Wine Railway Appliance Co. v. Enterprise Railway Equipment Co.
Headline: Patent marking rule does not bar a non-manufacturing patent owner from recovering pre-notice profits; Court reversed the appeals court and affirmed the lower court’s award allowing past damages.
Holding:
- Allows patent owners who do not make or sell products to recover past infringement profits.
- Affirms that makers or sellers should mark patented articles or give notice to claim damages.

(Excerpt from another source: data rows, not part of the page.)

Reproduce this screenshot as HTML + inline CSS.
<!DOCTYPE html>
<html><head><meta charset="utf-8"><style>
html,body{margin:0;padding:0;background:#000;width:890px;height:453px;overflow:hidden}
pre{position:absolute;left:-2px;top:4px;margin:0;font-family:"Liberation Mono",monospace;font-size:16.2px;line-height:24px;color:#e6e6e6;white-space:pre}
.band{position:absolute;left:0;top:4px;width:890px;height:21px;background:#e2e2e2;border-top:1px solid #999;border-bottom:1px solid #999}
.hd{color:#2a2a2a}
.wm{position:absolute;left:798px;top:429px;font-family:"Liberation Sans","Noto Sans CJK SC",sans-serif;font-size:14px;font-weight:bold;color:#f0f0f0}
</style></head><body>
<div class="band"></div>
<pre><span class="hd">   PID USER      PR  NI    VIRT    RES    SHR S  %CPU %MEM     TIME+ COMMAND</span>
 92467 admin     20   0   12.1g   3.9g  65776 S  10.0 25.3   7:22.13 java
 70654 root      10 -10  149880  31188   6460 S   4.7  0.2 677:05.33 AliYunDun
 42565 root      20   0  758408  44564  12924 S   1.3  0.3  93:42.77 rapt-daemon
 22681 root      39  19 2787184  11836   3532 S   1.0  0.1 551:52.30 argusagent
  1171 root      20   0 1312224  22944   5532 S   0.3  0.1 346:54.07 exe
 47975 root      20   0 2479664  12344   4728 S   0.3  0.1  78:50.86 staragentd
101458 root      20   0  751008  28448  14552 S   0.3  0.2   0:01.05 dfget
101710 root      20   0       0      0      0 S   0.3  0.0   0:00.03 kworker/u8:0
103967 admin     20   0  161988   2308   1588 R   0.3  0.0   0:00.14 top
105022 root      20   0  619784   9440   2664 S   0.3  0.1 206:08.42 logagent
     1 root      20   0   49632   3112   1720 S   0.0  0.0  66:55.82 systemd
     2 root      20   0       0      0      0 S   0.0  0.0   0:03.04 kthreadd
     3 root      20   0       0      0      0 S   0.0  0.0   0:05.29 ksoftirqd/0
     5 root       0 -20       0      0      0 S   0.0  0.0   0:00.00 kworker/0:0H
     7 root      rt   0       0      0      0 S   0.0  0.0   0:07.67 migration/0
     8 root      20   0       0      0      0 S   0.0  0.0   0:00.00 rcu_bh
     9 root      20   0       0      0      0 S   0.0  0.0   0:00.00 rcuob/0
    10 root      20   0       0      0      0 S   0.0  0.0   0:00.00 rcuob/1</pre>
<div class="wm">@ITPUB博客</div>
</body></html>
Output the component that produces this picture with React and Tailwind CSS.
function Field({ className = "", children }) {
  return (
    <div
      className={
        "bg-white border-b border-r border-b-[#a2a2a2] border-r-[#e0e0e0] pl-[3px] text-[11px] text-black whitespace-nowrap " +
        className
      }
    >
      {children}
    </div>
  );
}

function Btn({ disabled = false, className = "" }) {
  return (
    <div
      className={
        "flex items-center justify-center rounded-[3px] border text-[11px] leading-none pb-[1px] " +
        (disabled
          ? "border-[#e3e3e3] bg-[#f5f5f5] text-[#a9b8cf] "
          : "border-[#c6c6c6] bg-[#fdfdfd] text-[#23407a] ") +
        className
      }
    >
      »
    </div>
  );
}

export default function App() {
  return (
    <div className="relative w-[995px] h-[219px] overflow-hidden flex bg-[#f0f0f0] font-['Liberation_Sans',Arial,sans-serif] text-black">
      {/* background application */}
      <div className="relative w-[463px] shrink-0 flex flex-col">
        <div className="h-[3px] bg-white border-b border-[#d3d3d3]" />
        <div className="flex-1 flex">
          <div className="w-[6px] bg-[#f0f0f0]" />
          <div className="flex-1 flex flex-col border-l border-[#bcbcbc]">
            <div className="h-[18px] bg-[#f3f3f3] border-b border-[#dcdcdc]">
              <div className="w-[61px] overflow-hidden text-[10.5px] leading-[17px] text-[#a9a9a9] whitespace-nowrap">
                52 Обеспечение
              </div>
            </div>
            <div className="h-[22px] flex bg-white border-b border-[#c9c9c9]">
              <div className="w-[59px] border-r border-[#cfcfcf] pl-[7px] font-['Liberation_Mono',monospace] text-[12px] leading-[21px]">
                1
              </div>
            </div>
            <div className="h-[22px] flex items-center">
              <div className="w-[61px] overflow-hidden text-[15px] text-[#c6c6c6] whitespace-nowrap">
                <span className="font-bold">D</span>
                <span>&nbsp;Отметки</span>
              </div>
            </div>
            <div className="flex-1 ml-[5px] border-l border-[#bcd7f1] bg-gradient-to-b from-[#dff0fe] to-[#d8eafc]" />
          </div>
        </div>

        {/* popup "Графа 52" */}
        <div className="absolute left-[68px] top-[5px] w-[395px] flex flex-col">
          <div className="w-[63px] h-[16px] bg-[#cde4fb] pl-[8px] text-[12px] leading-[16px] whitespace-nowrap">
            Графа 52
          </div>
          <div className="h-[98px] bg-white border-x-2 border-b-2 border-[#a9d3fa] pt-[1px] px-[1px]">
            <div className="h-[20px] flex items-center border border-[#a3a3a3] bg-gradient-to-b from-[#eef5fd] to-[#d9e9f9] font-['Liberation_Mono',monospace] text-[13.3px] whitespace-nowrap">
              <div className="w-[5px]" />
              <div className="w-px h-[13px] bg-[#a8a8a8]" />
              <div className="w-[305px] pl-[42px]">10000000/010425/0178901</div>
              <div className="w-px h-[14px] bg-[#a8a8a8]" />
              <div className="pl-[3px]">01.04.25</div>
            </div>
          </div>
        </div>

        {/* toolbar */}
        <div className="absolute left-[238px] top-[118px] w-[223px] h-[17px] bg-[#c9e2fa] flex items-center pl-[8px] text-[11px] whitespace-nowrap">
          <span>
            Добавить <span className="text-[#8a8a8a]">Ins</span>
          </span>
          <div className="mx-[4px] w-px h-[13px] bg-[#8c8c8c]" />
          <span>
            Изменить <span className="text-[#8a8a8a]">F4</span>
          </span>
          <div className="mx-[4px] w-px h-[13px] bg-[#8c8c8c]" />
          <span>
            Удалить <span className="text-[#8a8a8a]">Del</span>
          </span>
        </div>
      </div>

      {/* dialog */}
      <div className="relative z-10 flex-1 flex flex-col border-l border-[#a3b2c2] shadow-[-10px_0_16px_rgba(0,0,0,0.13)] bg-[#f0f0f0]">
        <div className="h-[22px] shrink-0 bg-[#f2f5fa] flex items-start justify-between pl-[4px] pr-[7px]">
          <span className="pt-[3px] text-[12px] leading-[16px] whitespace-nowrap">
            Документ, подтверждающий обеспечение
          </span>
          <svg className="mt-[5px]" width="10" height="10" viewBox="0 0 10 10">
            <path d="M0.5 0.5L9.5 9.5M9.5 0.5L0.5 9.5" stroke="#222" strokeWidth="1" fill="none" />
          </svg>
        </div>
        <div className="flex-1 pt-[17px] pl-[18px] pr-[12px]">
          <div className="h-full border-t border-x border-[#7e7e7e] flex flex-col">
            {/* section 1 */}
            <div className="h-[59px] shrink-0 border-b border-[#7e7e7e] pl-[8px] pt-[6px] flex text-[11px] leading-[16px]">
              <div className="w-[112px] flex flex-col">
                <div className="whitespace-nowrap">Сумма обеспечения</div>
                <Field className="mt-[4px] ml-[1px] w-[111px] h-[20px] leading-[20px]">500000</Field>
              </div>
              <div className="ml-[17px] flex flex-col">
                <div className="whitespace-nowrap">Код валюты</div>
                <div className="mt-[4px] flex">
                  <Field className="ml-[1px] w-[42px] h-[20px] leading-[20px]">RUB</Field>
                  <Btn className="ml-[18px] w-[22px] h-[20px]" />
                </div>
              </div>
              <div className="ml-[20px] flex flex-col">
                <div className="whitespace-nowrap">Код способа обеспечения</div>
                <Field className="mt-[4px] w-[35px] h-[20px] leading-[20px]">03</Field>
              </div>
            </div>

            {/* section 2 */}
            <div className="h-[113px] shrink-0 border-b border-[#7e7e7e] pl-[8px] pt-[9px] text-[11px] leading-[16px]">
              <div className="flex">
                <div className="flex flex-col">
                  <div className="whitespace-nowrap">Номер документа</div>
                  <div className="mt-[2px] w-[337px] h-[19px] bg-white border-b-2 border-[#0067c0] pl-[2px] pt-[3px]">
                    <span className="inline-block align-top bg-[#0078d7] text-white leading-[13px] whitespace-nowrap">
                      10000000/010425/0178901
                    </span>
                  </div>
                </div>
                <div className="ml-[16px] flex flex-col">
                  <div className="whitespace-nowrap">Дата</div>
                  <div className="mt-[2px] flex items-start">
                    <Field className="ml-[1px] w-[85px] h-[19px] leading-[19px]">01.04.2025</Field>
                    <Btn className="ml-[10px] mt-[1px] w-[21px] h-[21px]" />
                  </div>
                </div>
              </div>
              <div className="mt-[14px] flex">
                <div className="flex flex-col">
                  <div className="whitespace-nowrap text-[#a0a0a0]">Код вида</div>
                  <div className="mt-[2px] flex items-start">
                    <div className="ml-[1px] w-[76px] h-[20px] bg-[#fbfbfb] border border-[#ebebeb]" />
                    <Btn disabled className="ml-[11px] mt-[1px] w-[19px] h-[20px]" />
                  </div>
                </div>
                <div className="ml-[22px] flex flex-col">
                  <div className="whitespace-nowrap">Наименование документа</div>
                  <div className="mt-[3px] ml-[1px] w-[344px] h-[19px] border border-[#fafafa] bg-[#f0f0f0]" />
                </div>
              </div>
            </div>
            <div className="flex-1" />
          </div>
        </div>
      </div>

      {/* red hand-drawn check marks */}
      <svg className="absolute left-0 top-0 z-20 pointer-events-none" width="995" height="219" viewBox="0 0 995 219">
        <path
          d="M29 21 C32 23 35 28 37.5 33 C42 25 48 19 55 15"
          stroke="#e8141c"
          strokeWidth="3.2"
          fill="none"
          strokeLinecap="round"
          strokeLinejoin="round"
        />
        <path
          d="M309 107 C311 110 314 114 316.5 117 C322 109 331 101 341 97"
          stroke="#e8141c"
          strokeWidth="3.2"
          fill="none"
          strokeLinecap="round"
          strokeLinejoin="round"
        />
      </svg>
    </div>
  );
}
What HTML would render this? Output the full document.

- Reverses appeals court ruling that barred recovery for pre-notice infringement.
Summary
Background
Two companies sued over competing patent claims. One company owned a patent but never made or sold the patented product. The other company was accused of infringing and an accounting found profits from the accused device before and after a counterclaim was filed. The lower court approved an accounting that included profits earned before the counterclaim; the appeals court held those earlier profits could not be recovered because no prior notice or marking had been given.
Reasoning
The Court interpreted the long-standing federal marking-and-notice statute that tells when a patentee or a maker must mark products or give direct notice. The Justices examined earlier statutes and concluded the 1870 law did not change the rule that a patentee who does not manufacture or vend the product is not required to give actual notice before recovering damages. The Court said the marking rule was aimed at preventing deception by unmarked manufactured articles and should not impose an impossible duty on a non-producing patent owner. For those who do make or sell, marking or notice still protects the public.
Real world impact
The ruling reverses the appeals court and affirms the district court’s award, allowing a patent owner who does not make or sell a product to recover damages for infringement that occurred before any notice was given. Manufacturers and sellers remain subject to the marking and notice rules to protect the public and preserve their right to damages when they fail to mark.